Revealing quantum correlation functions with zero measurement back-action

Exploring the joint probability distribution of a quantum system in sequential measurements is an important issue in quantum thermodynamics. A straightforward way to achieve this task is to let the system interacts with an ancilla qubit and then measure the ancilla qubit with the projection measurements. However, projection measurements disturb the quantum state thus influencing the subsequent measurement statistics, often referred to as the back-action of the quantum measurement. Alternatively, one can experimentally obtain the real and imaginary parts of the correlation function without the back-action but needs an explicit knowledge of the system's dynamics.
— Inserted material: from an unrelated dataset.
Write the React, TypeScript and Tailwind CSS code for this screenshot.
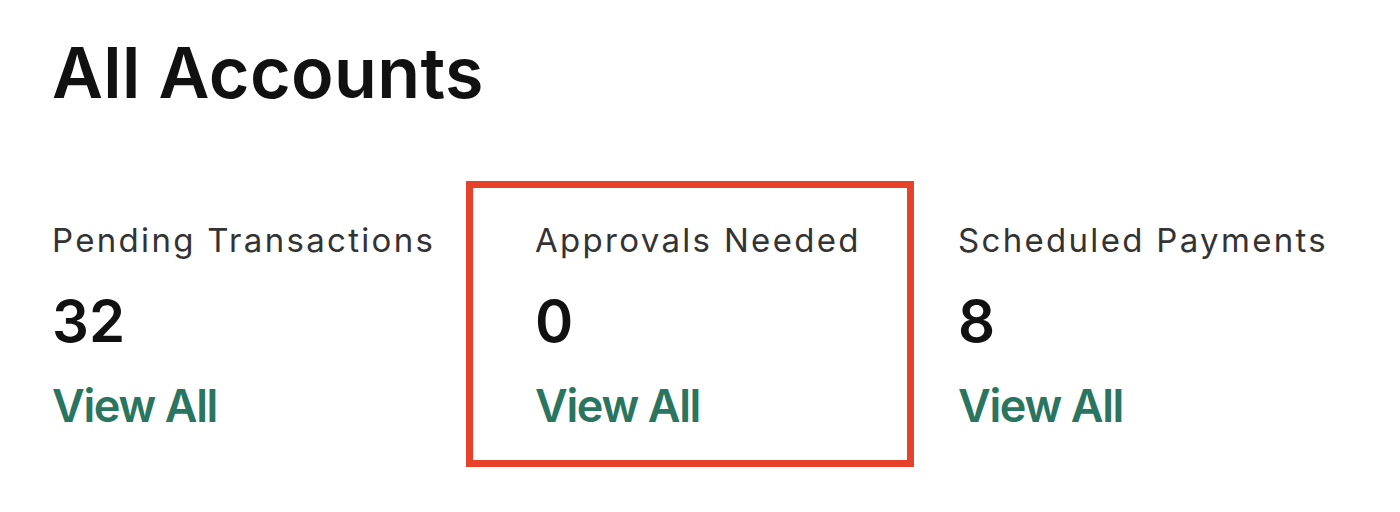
const STATS = [
  { label: "Pending Transactions", value: "32" },
  { label: "Approvals Needed", value: "0", highlight: true },
  { label: "Scheduled Payments", value: "8" },
];

type StatProps = {
  label: string;
  value: string;
};

const Stat = (props: StatProps) => {
  return (
    <div className="flex flex-col">
      <p className="text-[33px] leading-none tracking-[0.07em] text-[#333333]">{props.label}</p>
      <p className="mt-[35px] text-[58px] leading-none font-semibold text-[#111111]">{props.value}</p>
      <a href="#" className="mt-[33px] text-[45px] leading-none font-semibold tracking-[-0.03em] text-[#2a7560]">
        View All
      </a>
    </div>
  );
};

export default function App() {
  return (
    <div className="min-h-[512px] bg-white pl-[52px] pt-[38px] font-['Inter',sans-serif]">
      <h1 className="text-[70px] leading-none font-semibold tracking-[0.005em] text-[#111111]">All Accounts</h1>
      <div className="mt-[73px] flex items-start">
        <div className="w-[414px] pt-[43px]">
          <Stat {...STATS[0]} />
        </div>
        <div className="w-[448px] border-[7px] border-[#e5412b] pt-[36px] pb-[32px] pl-[62px]">
          <Stat {...STATS[1]} />
        </div>
        <div className="pl-[44px] pt-[43px]">
          <Stat {...STATS[2]} />
        </div>
      </div>
    </div>
  );
}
In this work, we propose and experimentally verify that the quantum correlation functions can be reconstructed from ancilla-assisted measurements without measurement back-action, where the measurement setup is independent of the system dynamics. During the measurement protocol, POVM (positive operator-valued measure) other than projection measurements are performed on the ancilla qubit. We demonstrate this protocol in a trapped ¹⁷¹Yb⁺-¹³⁸Ba⁺ ion system, where ¹⁷¹Yb⁺ ion and ¹³⁸Ba⁺ ion role as the system qubit and the ancilla qubit, respectively. The hybrid system enables us to reconstruct quantum statistics unaffected by the measurement back-action. The Mølmer-Sørensen (M-S) gate is adopted to generate entanglement between two ions. Two-point and three-point correlation functions are experimentally demonstrated, which shows that our protocol can be extended to multi-point correlation measurements straightforwardly.